It continued a 10-year odyssey when it unanimously approved a task force plan to redevelop both the Kottinger Place and Pleasanton Gardens senior housing projects for
very low income folks. The new project will be unified under a single management unit.
Pleasanton Gardens was developed by a non-profit organization formed by four churches in the mid-1960s, while the city's housing authority developed Kottinger Place. Both have long waiting lists of eligible seniors.
The plans call for 185 units (more than doubling the current 90 units) and improving the housing with units that all are one-bedroom (studios currently are predominate in both projects). The new units will be energy efficient with air conditioning as well as accessible for people with disabilities. The Americans with Disabilities Act (signed by President Bush One) wasn't even on the radar screen in the 1960s when the age limit for admission was set at 62.
The project will now move through the city's standard development process, the wrinkle being that the city has the same development interest that the true developer, MidPen housing, has. It's fortunate that the decade-long process eventually yielded a project with no opposition at the City Council.
More importantly for the city as a whole, the council approved Pleasanton's first purple pipe water recycling project. For years, the city leaders had refused to tackle water recycling despite the examples set by the Dublin San Ramon Services District that treats sewage for Dublin, San Ramon and Pleasanton as well as neighboring Livermore. Both have been routinely recycling water for years to use in irrigation. Drive around Livermore north of I-580 and the purple pipes are routine as they also are in east Dublin and the Dougherty Valley portion of San Ramon.
The Dublin services district will provide, under its recycling permit, reclaimed water to irrigate the Val Vista park that is very near its treatment plant. Livermore already is providing recycling water, again under its permit, to irrigate the Staples Ranch area on the east side as well as landscaping along roadways and, soon, the Stoneridge senior living complex.
The impetus for Pleasanton to get off the bench and get into the game came from the 2009 package of water bills that, among other items, required that cities reduce per capita water use by 20 percent by 2020. Daniel Smith's staff report outlined how much more water Pleasanton residents use, per capita, than the neighboring citiesa key factor being irrigating landscaping with potable water. Once the first phase of the plan that includes much of Hacienda Business Park is completed, Smith estimates the city will have achieved more than half of that goal.
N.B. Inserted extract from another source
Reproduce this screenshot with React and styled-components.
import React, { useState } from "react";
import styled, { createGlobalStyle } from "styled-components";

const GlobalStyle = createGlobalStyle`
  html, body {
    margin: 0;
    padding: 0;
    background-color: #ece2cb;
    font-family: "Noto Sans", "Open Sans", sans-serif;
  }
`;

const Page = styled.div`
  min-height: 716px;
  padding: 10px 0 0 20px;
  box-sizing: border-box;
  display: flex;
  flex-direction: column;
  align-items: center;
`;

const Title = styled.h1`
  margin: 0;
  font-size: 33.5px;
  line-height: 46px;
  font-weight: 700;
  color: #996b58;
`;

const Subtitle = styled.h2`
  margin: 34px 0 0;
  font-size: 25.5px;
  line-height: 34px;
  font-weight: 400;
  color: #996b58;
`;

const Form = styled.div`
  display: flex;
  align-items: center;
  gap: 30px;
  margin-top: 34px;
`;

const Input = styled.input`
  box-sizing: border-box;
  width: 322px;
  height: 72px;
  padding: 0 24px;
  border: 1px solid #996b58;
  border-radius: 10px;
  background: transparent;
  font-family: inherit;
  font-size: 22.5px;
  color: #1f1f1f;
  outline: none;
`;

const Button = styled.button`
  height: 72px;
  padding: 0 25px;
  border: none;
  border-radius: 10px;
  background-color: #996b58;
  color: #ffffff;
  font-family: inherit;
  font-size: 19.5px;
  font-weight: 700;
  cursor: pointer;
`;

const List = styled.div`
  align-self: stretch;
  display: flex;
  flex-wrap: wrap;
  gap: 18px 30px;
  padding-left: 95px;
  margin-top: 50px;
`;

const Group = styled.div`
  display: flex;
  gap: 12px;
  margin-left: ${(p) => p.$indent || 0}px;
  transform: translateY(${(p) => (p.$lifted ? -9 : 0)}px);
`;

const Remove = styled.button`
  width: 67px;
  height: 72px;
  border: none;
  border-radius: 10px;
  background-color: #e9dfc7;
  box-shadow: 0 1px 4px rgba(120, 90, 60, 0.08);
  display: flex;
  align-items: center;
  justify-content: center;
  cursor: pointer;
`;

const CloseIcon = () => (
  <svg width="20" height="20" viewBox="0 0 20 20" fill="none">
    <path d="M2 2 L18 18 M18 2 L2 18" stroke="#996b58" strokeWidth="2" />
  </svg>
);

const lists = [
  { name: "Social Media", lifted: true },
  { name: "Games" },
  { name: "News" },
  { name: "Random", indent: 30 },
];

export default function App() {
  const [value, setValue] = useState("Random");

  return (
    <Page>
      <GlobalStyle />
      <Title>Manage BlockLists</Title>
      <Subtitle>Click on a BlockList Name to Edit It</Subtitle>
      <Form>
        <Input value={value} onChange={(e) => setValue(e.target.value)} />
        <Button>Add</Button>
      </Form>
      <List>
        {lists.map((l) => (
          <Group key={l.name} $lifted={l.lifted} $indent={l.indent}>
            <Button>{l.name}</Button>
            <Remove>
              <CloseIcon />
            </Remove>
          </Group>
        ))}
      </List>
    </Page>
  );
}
Recycled water has become a point of emphasis for the state. In signing legislation last month, Gov. Brown wrote that recycled water must become a significant portion of regional water supply. It already is in Orange County where recycling plants have supplemented ground water for a number of years.
It is great to see that Pleasanton finally has joined the party. Incidentally, Zone 7, the wholesale water agency for the Tri-Valley, built a reverse osmosis treatment plant for ground water to remove salts that could accumulate from recycled water that is treated to the tertiary level (suitable for irrigation). So, the systems are in place.
Two additional notes: The 102-acre Pleasanton Sports Park, according to Smith, likely be be converted to recycled water for irrigation in 2016, although he indicated that date could move up.
Secondly, I have served on the board of Pleasanton Gardens as one of two Centerpointe Church reps (other founding churches were St. Augustine's and Lynnewood Methodist as well as the now defunct First Baptist). I am the current president and spoke in favor of the staff recommendation Tuesday evening.